In 1998, Faye founded and ran a community library in Allagash which is named in her honor. For more than two decades, she volunteered at the Faye O’Leary Hafford Library, and sought grants and held fundraisers to keep the library afloat.
“I’m hoping there will always be books. There’s nothing like holding a book in your hands, and I hope that doesn’t change,” she said during an interview.
Before earning her teaching degree from the University of Maine in 1949, O’Leary Hafford worked at a factory, where she also made a difference in the lives of those around her.
She became involved in a union committee that made important gains in rights for the factory’s employees, including paid time off and two weeks vacation each year.
“I was that kind of person; I wanted to do something to help,” she said.
Over the years O’Leary Hafford won many awards for her efforts to better the community, including the MEA-Retired Leadership Award for the Aroostook Retired Educators Association; WAGM-TV Aroostook County All-Star; Calendar of Aroostook Women, Maine Teacher of the Year for Social Studies; Woman of the Year from both Fort Kent and State of Maine Business and Professional Women’s Clubs; and the New England Patriots Education and Community Award.
However many awards O’Leary Hafford earned during her lifetime, she considered her greatest achievement to be her marriage for 44 years to Hafford, and raising the couple’s two children, Randi Hafford Jandreau and Michael Lee Hafford, who passed unexpectedly in his sleep of natural causes in 2010.

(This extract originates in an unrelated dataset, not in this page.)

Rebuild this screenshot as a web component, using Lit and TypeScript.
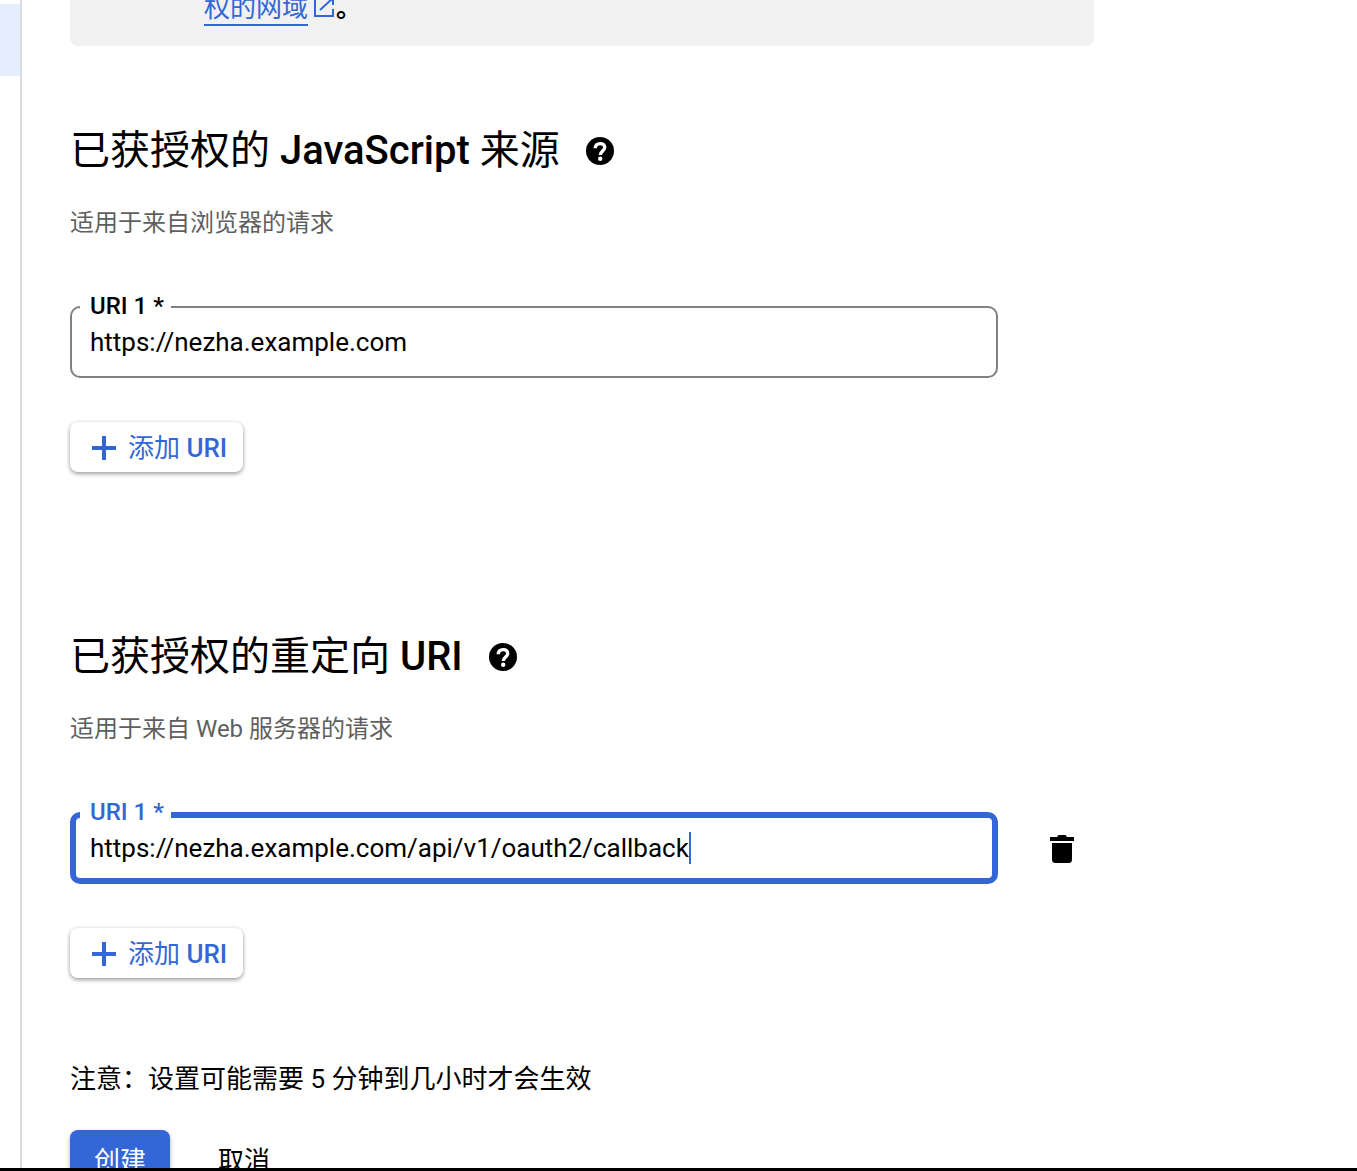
import { LitElement, html, css, svg, nothing } from "lit";
import { customElement, property } from "lit/decorators.js";

const plusIcon = html`<svg class="plus" viewBox="0 0 24 24" aria-hidden="true">
  ${svg`<path d="M10 0h4v10h10v4H14v10h-4V14H0v-4h10z" fill="currentColor"/>`}
</svg>`;

const helpIcon = html`<svg class="help-icon" viewBox="0 0 28 28" aria-hidden="true">
  ${svg`<circle cx="14" cy="14" r="14" fill="#000"/>
    <path d="M9.300 11.300C9.300 8.200 11.200 6.600 14 6.600s4.700 1.500 4.700 4c0 3.300-4.400 3.500-4.400 7.400" fill="none" stroke="#fff" stroke-width="3.400"/>
    <circle cx="14.200" cy="21.800" r="2.200" fill="#fff"/>`}
</svg>`;

const trashIcon = html`<svg class="trash" viewBox="0 0 24 28" aria-hidden="true">
  ${svg`<path d="M0 2h7l1.500-2h7L17 2h7v4H0z"/><path d="M2 8h20v16.500a3.500 3.500 0 0 1-3.500 3.500h-13A3.500 3.500 0 0 1 2 24.500z"/>`}
</svg>`;

const externalIcon = html`<svg class="external" viewBox="0 0 20 20" aria-hidden="true">
  ${svg`<path d="M8 0H1v18h18v-7M12 0h7v7M19 0L6 12" fill="none" stroke="currentColor" stroke-width="2"/>`}
</svg>`;

@customElement("uri-section")
export class UriSection extends LitElement {
  @property() name = "";
  @property() heading = "";
  @property() latin = "";
  @property() tail = "";
  @property() hint = "";
  @property() value = "";
  @property({ type: Boolean }) active = false;

  static styles = css`
    :host {
      display: block;
    }
    .title-row {
      display: flex;
      align-items: center;
      gap: 26px;
    }
    .title {
      margin: 0;
      font-size: 40px;
      line-height: 48px;
      font-weight: 400;
    }
    .latin {
      font-weight: 500;
    }
    button {
      font: inherit;
      border: 0;
      background: none;
      padding: 0;
      cursor: pointer;
    }
    .help-icon {
      display: block;
      width: 28px;
      height: 28px;
    }
    .hint {
      margin: 32px 0 67px;
      font-size: 24px;
      line-height: 32px;
      color: #5f5f5f;
    }
    .row {
      display: grid;
      grid-template-columns: minmax(0, 1fr) 96px;
      align-items: center;
    }
    .field {
      position: relative;
      display: flex;
      align-items: center;
      box-sizing: border-box;
      height: 72px;
      padding: 0 18px;
      border: 2px solid #808080;
      border-radius: 10px;
    }
    .label {
      position: absolute;
      left: 8px;
      top: -16px;
      padding: 0 7px 0 10px;
      background: #fff;
      font-size: 24px;
      line-height: 28px;
      font-weight: 500;
    }
    .input {
      flex: 1;
      min-width: 0;
      padding: 0;
      border: 0;
      outline: 0;
      background: none;
      color: #000;
      font: inherit;
      font-size: 26px;
      line-height: 32px;
    }
    .active {
      padding: 0 14px;
      border: 6px solid #3367d6;
    }
    .active .label {
      left: 4px;
      top: -20px;
      color: #3367d6;
    }
    .active .input {
      flex: 0 1 auto;
      field-sizing: content;
    }
    .caret {
      width: 2px;
      height: 32px;
      background: #3367d6;
    }
    .remove {
      justify-self: center;
      margin-left: 32px;
      padding: 14px 12px 12px;
    }
    .trash {
      display: block;
      width: 24px;
      height: 28px;
    }
    .add {
      display: flex;
      align-items: center;
      gap: 12px;
      height: 50px;
      margin-top: 44px;
      padding: 2px 16px 0 22px;
      border-radius: 8px;
      background: #fff;
      box-shadow: 0 2px 4px rgba(0, 0, 0, 0.35), 0 0 4px rgba(0, 0, 0, 0.08);
      color: #3367d6;
      font-size: 26px;
      line-height: 32px;
    }
    .plus {
      width: 24px;
      height: 24px;
    }
  `;

  render() {
    return html`
      <div class="title-row">
        <h2 class="title">${this.heading}<span class="latin"> ${this.latin}</span>${this.tail ? html` ${this.tail}` : nothing}</h2>
        <button class="help" type="button" aria-label="帮助">${helpIcon}</button>
      </div>
      <p class="hint">${this.hint}</p>
      <div class="row">
        <div class="field ${this.active ? "active" : ""}">
          <label class="label" for=${this.name}>URI 1 *</label>
          <input class="input" id=${this.name} type="text" required spellcheck="false" .value=${this.value} />
          ${this.active ? html`<span class="caret"></span>` : nothing}
        </div>
        ${this.active ? html`<button class="remove" type="button" aria-label="删除">${trashIcon}</button>` : nothing}
      </div>
      <button class="add" type="button">${plusIcon}<span>添加 <span class="latin">URI</span></span></button>
    `;
  }
}

@customElement("app-root")
export class AppRoot extends LitElement {
  static styles = css`
    :host {
      display: grid;
      grid-template-columns: 20px minmax(0, 1fr);
      box-sizing: border-box;
      height: 100vh;
      overflow: hidden;
      border-bottom: 3px solid #000;
      background: #fff;
      color: #000;
      font-family: Roboto, "Noto Sans CJK SC", sans-serif;
      font-size: 26px;
      line-height: 40px;
    }
    .side {
      padding-top: 4px;
    }
    .current {
      height: 72px;
      background: #e4eeff;
    }
    .main {
      min-height: 0;
      overflow: hidden;
      border-left: 2px solid #dadce0;
      padding: 0 48px;
    }
    .content {
      max-width: 1024px;
    }
    .notice {
      display: flex;
      margin: -12px 0 81px;
      padding: 0 0 18px 134px;
      border-radius: 8px;
      background: #f1f1f1;
    }
    .link {
      display: flex;
      align-items: center;
      gap: 6px;
      height: 40px;
      color: #3367d6;
      text-decoration: none;
    }
    .link-text {
      align-self: flex-start;
      box-sizing: border-box;
      height: 38px;
      border-bottom: 2px solid #3367d6;
    }
    .external {
      width: 20px;
      height: 20px;
    }
    .stop {
      margin-left: 2px;
      font-weight: 700;
    }
    .second {
      margin-top: 161px;
    }
    .note {
      margin: 81px 0 31px;
    }
    .actions {
      display: flex;
      gap: 24px;
    }
    .action {
      height: 62px;
      padding: 0 24px;
      border: 0;
      border-radius: 8px;
      background: none;
      color: #000;
      font: inherit;
      cursor: pointer;
    }
    .primary {
      background: #3367d6;
      color: #fff;
      box-shadow: 0 2px 4px rgba(0, 0, 0, 0.35);
    }
  `;

  render() {
    return html`
      <nav class="side"><div class="current"></div></nav>
      <main class="main">
        <div class="content">
          <div class="notice">
            <a class="link" href="#"><span class="link-text">权的网域</span>${externalIcon}</a><span class="stop">。</span>
          </div>
          <uri-section
            name="origin"
            heading="已获授权的"
            latin="JavaScript"
            tail="来源"
            hint="适用于来自浏览器的请求"
            value="https://nezha.example.com"
          ></uri-section>
          <uri-section
            class="second"
            name="redirect"
            heading="已获授权的重定向"
            latin="URI"
            hint="适用于来自 Web 服务器的请求"
            value="https://nezha.example.com/api/v1/oauth2/callback"
            active
          ></uri-section>
          <p class="note">注意：设置可能需要 5 分钟到几小时才会生效</p>
          <div class="actions">
            <button class="action primary" type="button">创建</button>
            <button class="action" type="button">取消</button>
          </div>
        </div>
      </main>
    `;
  }
}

During an interview at a party celebrating her 90th birthday, O’Leary Hafford explained this.
“Coming up and marrying my husband and having those two kids, that was the best part of my life right there. I had a wonderful husband, a good husband. He was good to our kids, good to other people’s kids. He was just a nice, nice man. He died young too. He was 68. We had the wake on our 44th anniversary. Those were 44 good years.”
Faye O’Leary Hafford was laid to rest at St. Paul’s Congregational Cemetery in St. Francis where she shares a headstone with her husband.